Honestly there was about a 2-3 hour window of time today that I thought Tennessee football had died. I almost threw up. My head was spinning with news that I couldn't accept as true. Was I going to even care anymore? Was I going to walk away from this fandom I've carried with me all these years? I heavily considered that. I know most of us here likely did. Screw John Currie for that feeling. We should have never been put in that position today.
But then all of a sudden this fanbase stood up and fought for it to come back to life. They fought like hell. They banded together and fought like no collection of college football fans ever have. We should have had power to stop this today but somehow we did. I don't care what anybody says. Vol fans stopped this garbage in its tracks.
Nobody understands fully what it's like to be us. What we've endured. Not just the losses or the coaching changes. But the day to day letdowns and signs that this wasn't a school that cares about winning. All the while, we care SO MUCH! Our Vols have slipped from their rightful place at the top slowly and consistently, day by day for years and years. Until it hit the bottom Saturday night. We were here for all of it. We took our lumps and waited patiently for the day that we could shove it back in their faces. We would remind everyone about where Tennessee belongs. We held out hope that that day was coming. It was supposed to be today.
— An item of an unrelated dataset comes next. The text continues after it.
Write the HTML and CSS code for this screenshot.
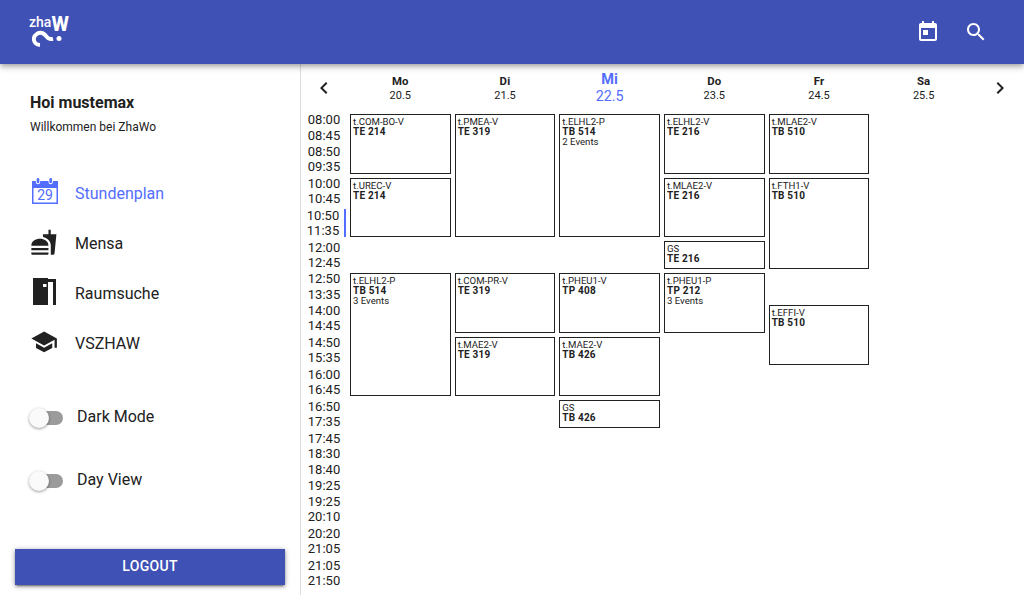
FILE: index.html
```html
<!DOCTYPE html>
<html lang="de">
<head>
<meta charset="utf-8">
<title>ZhaWo</title>
<link rel="stylesheet" href="styles.css">
</head>
<body>
<header class="topbar">
  <div class="logo">
    <div class="logo-text">zha<b>W</b></div>
    <svg class="logo-mark" width="30" height="18" viewBox="0 0 30 18"><path d="M8 15C1 14.500 0 7 5 3.800C9 1.500 12.500 4 14.500 6.500C16 8.800 18 9.500 21 8.800" fill="none" stroke="#fff" stroke-width="3.900"/><circle cx="27" cy="8.500" r="2.500" fill="#fff"/></svg>
  </div>
  <div class="actions">
    <svg width="24" height="24" viewBox="0 0 24 24"><path fill="#fff" d="M19 3h-1V1h-2v2H8V1H6v2H5c-1.110 0-2 .9-2 2v14c0 1.100.89 2 2 2h14c1.100 0 2-.9 2-2V5c0-1.100-.9-2-2-2zm0 16H5V8h14v11zM7 10h5v5H7z"/></svg>
    <svg width="24" height="24" viewBox="0 0 24 24"><path fill="#fff" d="M15.500 14h-.79l-.28-.27C15.410 12.590 16 11.110 16 9.500 16 5.910 13.090 3 9.500 3S3 5.910 3 9.500 5.910 16 9.500 16c1.610 0 3.090-.59 4.230-1.570l.27.28v.79l5 4.990L20.490 19l-4.990-5zm-6 0C7.010 14 5 11.990 5 9.500S7.010 5 9.500 5 14 7.010 14 9.500 11.990 14 9.500 14z"/></svg>
  </div>
</header>
<div class="layout">
  <aside class="sidebar">
    <h1 class="greeting">Hoi mustemax</h1>
    <p class="welcome">Willkommen bei ZhaWo</p>
    <nav class="nav">
      <a class="nav-item active"><svg viewBox="0 0 30 30"><path fill="currentColor" fill-rule="evenodd" d="M2 3h3.800v1a2.200 2.200 0 0 0 4.400 0V3h8.300v1a2.200 2.200 0 0 0 4.400 0V3H28V26H2zM3.500 10v14.500h23V10z"/><rect x="6.700" y="0" width="2.600" height="5.300" rx="1.300" fill="currentColor"/><rect x="19.400" y="0" width="2.600" height="5.300" rx="1.300" fill="currentColor"/><text x="15" y="21.500" text-anchor="middle" class="icon-date">29</text></svg>Stundenplan</a>
      <a class="nav-item"><svg viewBox="0 0 30 30"><path fill="currentColor" transform="translate(.2 .6) scale(1.140)" d="M18.060 22.990h1.660c.84 0 1.530-.64 1.630-1.460L23 5.050h-5V1h-1.970v4.050h-4.970l.3 2.340c1.710.47 3.310 1.320 4.270 2.260 1.440 1.420 2.430 2.890 2.430 5.290v8.050zM1 21.990V21h15.030v.99c0 .55-.45 1-1.010 1H2.010c-.56 0-1.010-.45-1.010-1zm15.030-7c0-8-15.030-8-15.030 0h15.030zM1.020 17h15v2h-15z"/></svg>Mensa</a>
      <a class="nav-item"><svg viewBox="0 0 30 30"><path fill="currentColor" fill-rule="evenodd" d="M3 0h15v1h8v26h-3V4h-5v23H3zM13 6v3h3.500V6z"/></svg>Raumsuche</a>
      <a class="nav-item"><svg viewBox="0 0 30 30"><path fill="currentColor" transform="translate(.2 0) scale(1.160)" d="M5 13.180v4L12 21l7-3.820v-4L12 17l-7-3.820zM12 3L1 9l11 6 9-4.910V17h2V9L12 3z"/></svg>VSZHAW</a>
    </nav>
    <div class="toggles">
      <label class="toggle"><span class="track"><span class="knob"></span></span>Dark Mode</label>
      <label class="toggle"><span class="track"><span class="knob"></span></span>Day View</label>
    </div>
    <button class="logout">LOGOUT</button>
  </aside>
  <main class="schedule">
    <div class="days">
      <svg class="arrow" width="24" height="24" viewBox="0 0 24 24"><path fill="currentColor" d="M15.410 7.410L14 6l-6 6 6 6 1.410-1.410L10.830 12z"/></svg>
      <div class="day"><b>Mo</b><span>20.5</span></div>
      <div class="day"><b>Di</b><span>21.5</span></div>
      <div class="day today"><b>Mi</b><span>22.5</span></div>
      <div class="day"><b>Do</b><span>23.5</span></div>
      <div class="day"><b>Fr</b><span>24.5</span></div>
      <div class="day"><b>Sa</b><span>25.5</span></div>
      <svg class="arrow" width="24" height="24" viewBox="0 0 24 24"><path fill="currentColor" d="M10 6L8.590 7.410 13.170 12l-4.580 4.590L10 18l6-6z"/></svg>
    </div>
    <div class="board">
      <div class="times">
        <div class="slot">08:00<br>08:45</div>
        <div class="slot">08:50<br>09:35</div>
        <div class="slot">10:00<br>10:45</div>
        <div class="slot now">10:50<br>11:35</div>
        <div class="slot">12:00<br>12:45</div>
        <div class="slot">12:50<br>13:35</div>
        <div class="slot">14:00<br>14:45</div>
        <div class="slot">14:50<br>15:35</div>
        <div class="slot">16:00<br>16:45</div>
        <div class="slot">16:50<br>17:35</div>
        <div class="slot">17:45<br>18:30</div>
        <div class="slot">18:40<br>19:25</div>
        <div class="slot">19:25<br>20:10</div>
        <div class="slot">20:20<br>21:05</div>
        <div class="slot">21:05<br>21:50</div>
      </div>
      <div class="column">
        <div class="event r1 s2">t.COM-BO-V<b>TE 214</b></div>
        <div class="event r3 s2">t.UREC-V<b>TE 214</b></div>
        <div class="event r6 s4">t.ELHL2-P<b>TB 514</b>3 Events</div>
      </div>
      <div class="column">
        <div class="event r1 s4">t.PMEA-V<b>TE 319</b></div>
        <div class="event r6 s2">t.COM-PR-V<b>TE 319</b></div>
        <div class="event r8 s2">t.MAE2-V<b>TE 319</b></div>
      </div>
      <div class="column">
        <div class="event r1 s4">t.ELHL2-P<b>TB 514</b>2 Events</div>
        <div class="event r6 s2">t.PHEU1-V<b>TP 408</b></div>
        <div class="event r8 s2">t.MAE2-V<b>TB 426</b></div>
        <div class="event r10 s1">GS<b>TB 426</b></div>
      </div>
      <div class="column">
        <div class="event r1 s2">t.ELHL2-V<b>TE 216</b></div>
        <div class="event r3 s2">t.MLAE2-V<b>TE 216</b></div>
        <div class="event r5 s1">GS<b>TE 216</b></div>
        <div class="event r6 s2">t.PHEU1-P<b>TP 212</b>3 Events</div>
      </div>
      <div class="column">
        <div class="event r1 s2">t.MLAE2-V<b>TB 510</b></div>
        <div class="event r3 s3">t.FTH1-V<b>TB 510</b></div>
        <div class="event r7 s2">t.EFFI-V<b>TB 510</b></div>
      </div>
      <div class="column"></div>
    </div>
  </main>
</div>
</body>
</html>
```
FILE: styles.css
```css
* { box-sizing: border-box; }
body {
  margin: 0;
  height: 595px;
  overflow: hidden;
  display: flex;
  flex-direction: column;
  font-family: Roboto, sans-serif;
  color: #212121;
  background: #fff;
}
.topbar {
  position: relative;
  z-index: 1;
  height: 64px;
  flex: none;
  display: flex;
  justify-content: space-between;
  align-items: center;
  padding: 0 36px 0 29px;
  color: #fff;
  background: #3f51b5;
  box-shadow: 0 2px 4px -1px rgba(0,0,0,.2), 0 4px 5px rgba(0,0,0,.14), 0 1px 10px rgba(0,0,0,.12);
}
.logo { height: 34px; display: flex; flex-direction: column; }
.logo-text { height: 15px; display: flex; align-items: center; font-size: 14px; font-weight: 500; line-height: 13px; white-space: nowrap; }
.logo-text b { font-size: 20px; font-weight: 800; line-height: 17px; padding-top: 4px; }
.logo-mark { margin-left: 3px; }
.actions { display: flex; gap: 24px; }
.layout { flex: 1; min-height: 0; display: flex; }
.sidebar {
  width: 301px;
  flex: none;
  display: flex;
  flex-direction: column;
  padding: 29px 15px 10px;
  border-right: 1px solid #dedede;
}
.greeting { margin: 0 15px; font-size: 16px; line-height: 20px; font-weight: 700; }
.welcome { margin: 6px 15px 0; font-size: 12px; line-height: 16px; }
.nav { margin-top: 33px; padding-left: 15px; }
.nav-item { height: 50px; display: flex; align-items: center; font-size: 16px; }
.nav-item svg { width: 30px; height: 30px; margin-right: 15px; }
.active { color: #536dfe; }
.icon-date { font-size: 14px; fill: currentColor; }
.toggles { display: flex; flex-direction: column; gap: 43px; margin: 38px 0 0 16px; }
.toggle { height: 20px; display: flex; align-items: center; gap: 14px; font-size: 16px; }
.track { width: 32px; height: 14px; margin-top: 3px; display: flex; align-items: center; border-radius: 7px; background: #9b9b9b; }
.knob { width: 20px; height: 20px; flex: none; margin-left: -2px; border-radius: 50%; background: #fafafa; box-shadow: 0 1px 3px rgba(0,0,0,.4); }
.logout {
  margin-top: auto;
  height: 36px;
  padding: 0 0 2px;
  border: 0;
  color: #fff;
  background: #3f51b5;
  font: 500 14px Roboto, sans-serif;
  letter-spacing: .3px;
  box-shadow: 0 3px 1px -2px rgba(0,0,0,.2), 0 2px 2px rgba(0,0,0,.14), 0 1px 5px rgba(0,0,0,.4);
}
.schedule { width: 724px; margin-left: -1px; flex: none; }
.days { height: 48px; display: grid; grid-template-columns: 48px repeat(6, 1fr) 48px; align-items: center; }
.arrow { justify-self: center; }
.day { display: flex; flex-direction: column; align-items: center; padding-top: 2px; font-size: 11px; line-height: 14px; }
.day b { font-size: 11.400px; line-height: 13px; margin-bottom: 1px; letter-spacing: .2px; }
.today { padding-top: 0; color: #536dfe; font-size: 14.300px; line-height: 17px; }
.today b { font-size: 14.500px; line-height: 17px; margin-bottom: 0; }
.board { display: grid; grid-template-columns: 48px repeat(6, 1fr) 48px; }
.times, .column { display: grid; grid-template-rows: repeat(15, 31.820px); }
.slot { margin: 1.700px 2px 2.300px; display: flex; align-items: center; justify-content: center; font-size: 13px; line-height: 15.200px; }
.now { border-right: 2px solid #536dfe; }
.event { margin: 2px; padding: 2px; border: 1px solid #212121; font-size: 9.600px; line-height: 10px; overflow: hidden; }
.event b { display: block; font-size: 10px; letter-spacing: .2px; }
.r1 { grid-row-start: 1; }
.r3 { grid-row-start: 3; }
.r5 { grid-row-start: 5; }
.r6 { grid-row-start: 6; }
.r7 { grid-row-start: 7; }
.r8 { grid-row-start: 8; }
.r10 { grid-row-start: 10; }
.s1 { grid-row-end: span 1; }
.s2 { grid-row-end: span 2; }
.s3 { grid-row-end: span 3; }
.s4 { grid-row-end: span 4; }
```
Instead, our school did what they have proven to always do, which is to cave to the outsiders opinions that tell us we are average. We should expect no better than average. We should just accept it. We should be grateful for it even. Because it could always be worse.
But no. We had hit rock bottom. We just hit it! And they trot out this dip**** to be our next coach? Hell naw. We didn't wait all year for that.
You not only hire an average coach. You hire an average coach with a built in disadvantage that every other coach in the best conference in America was going to use against us in recruiting? You bring a piece of one of the most disgusting scandals in college football in my lifetime right to our doorstep? You bring that to Knoxville? And that's supposed to be okay? That hire was program suicide and we all knew it. It was not just a mediocre hire. That's where the national media misses it. This is what they think of our program. We are just supposed to be grateful for our asshat coach. Because we are an asshat program to them. Nope. Greg Schiano would have buried this program. They knew it. We knew it. The difference is, that's what they wanted to see happen. But we actually care about this place.
We were too smart for the bull**** today. I could not be more proud of what transpired. We saved something great. We saved Tennessee mfin Volunteer football today. We won't go quietly. We won't be bullied by the media or another bully coach who is gonna use us to build up goodwill to the public for a few years until he fizzled out and this program was left alone again to pick up the pieces. Nah. We just had a coach like that. We already read that book.
We remember what this job can be. They remember what we did yesterday and last year. That's who we are to them. That's who we should continue to be. They're wrong.
It may not be next season but we will prove it to them again someday. Today signified hope. That tiny sparkle of an idea of shoving that **** right back into their pompous faces. Because of today, we get to keep that for a little while longer.
It's gonna happen someday and it's gonna be glorious. The fact that I can still hold on makes me incredibly grateful.